Front-end source files
--------------------------------------------------
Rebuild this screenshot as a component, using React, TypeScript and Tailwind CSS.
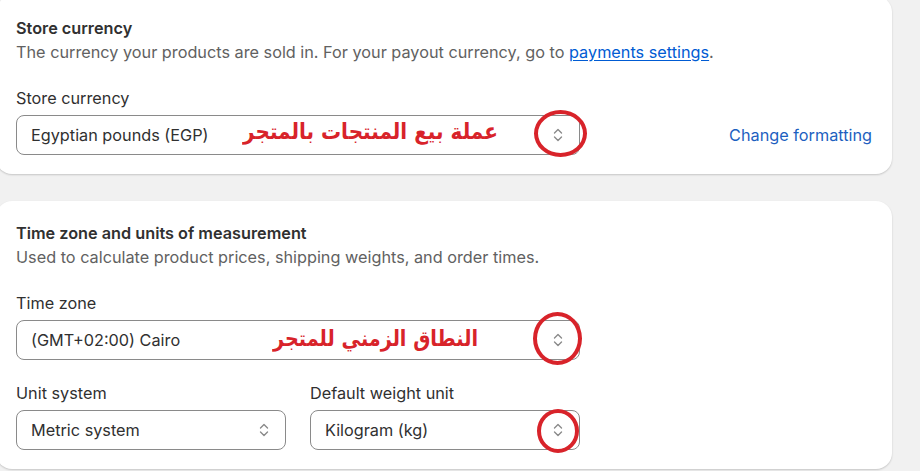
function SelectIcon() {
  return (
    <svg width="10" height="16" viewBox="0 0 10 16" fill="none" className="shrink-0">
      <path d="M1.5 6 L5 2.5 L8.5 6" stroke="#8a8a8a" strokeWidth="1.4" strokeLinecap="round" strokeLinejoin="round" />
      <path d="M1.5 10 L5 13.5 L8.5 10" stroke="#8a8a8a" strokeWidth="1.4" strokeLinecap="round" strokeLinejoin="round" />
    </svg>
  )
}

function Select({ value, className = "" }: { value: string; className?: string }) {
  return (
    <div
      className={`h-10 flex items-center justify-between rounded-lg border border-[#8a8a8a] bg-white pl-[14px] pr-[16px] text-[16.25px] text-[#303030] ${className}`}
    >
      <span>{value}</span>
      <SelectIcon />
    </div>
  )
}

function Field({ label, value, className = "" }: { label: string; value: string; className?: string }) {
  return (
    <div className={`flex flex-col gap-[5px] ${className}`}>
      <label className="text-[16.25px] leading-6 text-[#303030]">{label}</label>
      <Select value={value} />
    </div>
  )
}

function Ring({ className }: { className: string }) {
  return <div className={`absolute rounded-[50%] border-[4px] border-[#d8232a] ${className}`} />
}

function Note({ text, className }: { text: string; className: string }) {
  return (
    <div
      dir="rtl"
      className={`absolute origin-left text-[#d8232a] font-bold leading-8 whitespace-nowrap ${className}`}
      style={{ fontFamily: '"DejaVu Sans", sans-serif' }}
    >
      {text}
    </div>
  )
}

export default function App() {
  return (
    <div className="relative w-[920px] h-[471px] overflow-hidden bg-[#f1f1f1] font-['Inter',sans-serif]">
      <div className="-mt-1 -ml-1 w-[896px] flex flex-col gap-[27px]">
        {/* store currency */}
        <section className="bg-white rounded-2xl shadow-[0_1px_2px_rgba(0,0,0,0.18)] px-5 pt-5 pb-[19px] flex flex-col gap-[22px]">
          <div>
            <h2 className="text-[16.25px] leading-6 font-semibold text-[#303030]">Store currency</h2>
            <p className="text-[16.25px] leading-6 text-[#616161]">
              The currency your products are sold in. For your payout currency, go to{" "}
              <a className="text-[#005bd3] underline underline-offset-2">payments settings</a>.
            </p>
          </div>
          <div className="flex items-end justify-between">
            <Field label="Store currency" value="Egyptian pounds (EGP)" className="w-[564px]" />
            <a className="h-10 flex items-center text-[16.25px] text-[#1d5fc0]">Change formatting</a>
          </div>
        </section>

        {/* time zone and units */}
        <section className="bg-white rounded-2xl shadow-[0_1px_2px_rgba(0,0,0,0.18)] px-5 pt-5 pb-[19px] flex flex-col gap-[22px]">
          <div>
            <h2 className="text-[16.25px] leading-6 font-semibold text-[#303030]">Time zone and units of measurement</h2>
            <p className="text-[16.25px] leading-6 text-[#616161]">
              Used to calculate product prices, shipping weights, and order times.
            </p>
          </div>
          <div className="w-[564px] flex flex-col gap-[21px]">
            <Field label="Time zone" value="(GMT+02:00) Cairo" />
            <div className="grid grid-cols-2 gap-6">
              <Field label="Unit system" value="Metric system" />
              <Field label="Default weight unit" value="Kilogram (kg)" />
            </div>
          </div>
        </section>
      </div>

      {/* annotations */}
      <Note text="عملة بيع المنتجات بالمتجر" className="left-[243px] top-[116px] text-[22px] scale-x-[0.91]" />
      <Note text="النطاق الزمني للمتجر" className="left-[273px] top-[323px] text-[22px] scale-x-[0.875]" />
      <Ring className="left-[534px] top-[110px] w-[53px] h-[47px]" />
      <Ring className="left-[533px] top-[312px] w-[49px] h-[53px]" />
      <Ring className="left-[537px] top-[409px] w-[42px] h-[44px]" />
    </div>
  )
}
--------------------------------------------------
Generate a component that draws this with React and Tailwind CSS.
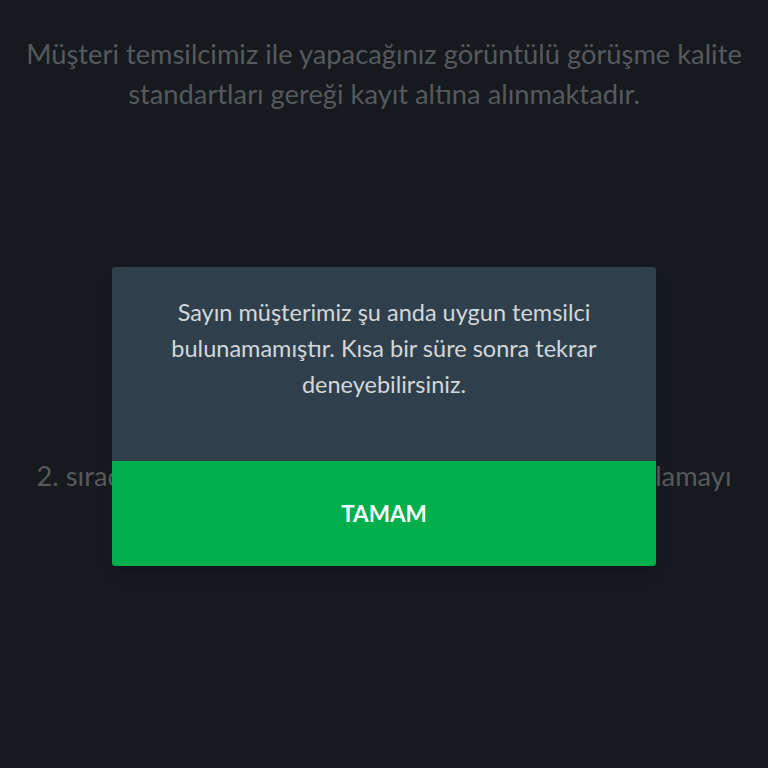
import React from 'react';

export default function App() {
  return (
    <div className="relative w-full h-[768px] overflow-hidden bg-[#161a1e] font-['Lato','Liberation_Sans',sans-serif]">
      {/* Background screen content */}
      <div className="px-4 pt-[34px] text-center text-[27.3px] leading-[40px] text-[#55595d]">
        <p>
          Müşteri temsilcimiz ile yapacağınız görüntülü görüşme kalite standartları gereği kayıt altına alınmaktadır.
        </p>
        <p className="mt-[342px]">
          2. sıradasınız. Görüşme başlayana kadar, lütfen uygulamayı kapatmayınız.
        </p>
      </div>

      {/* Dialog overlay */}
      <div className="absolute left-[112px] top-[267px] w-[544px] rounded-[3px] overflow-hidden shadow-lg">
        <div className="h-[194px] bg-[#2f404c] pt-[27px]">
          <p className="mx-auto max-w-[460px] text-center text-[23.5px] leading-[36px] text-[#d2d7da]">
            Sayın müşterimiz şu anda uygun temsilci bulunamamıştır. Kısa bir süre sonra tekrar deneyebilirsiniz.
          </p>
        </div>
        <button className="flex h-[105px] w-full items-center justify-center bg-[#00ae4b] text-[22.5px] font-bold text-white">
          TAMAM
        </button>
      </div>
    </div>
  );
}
--------------------------------------------------
Your goal: Your job is to reproduce the lines from the one with "Generate a component" through the one with "import React from 'react';", both kept, exactly as they are. Leave out the pictures.

Task answer:
Generate a component that draws this with React and Tailwind CSS.
import React from 'react';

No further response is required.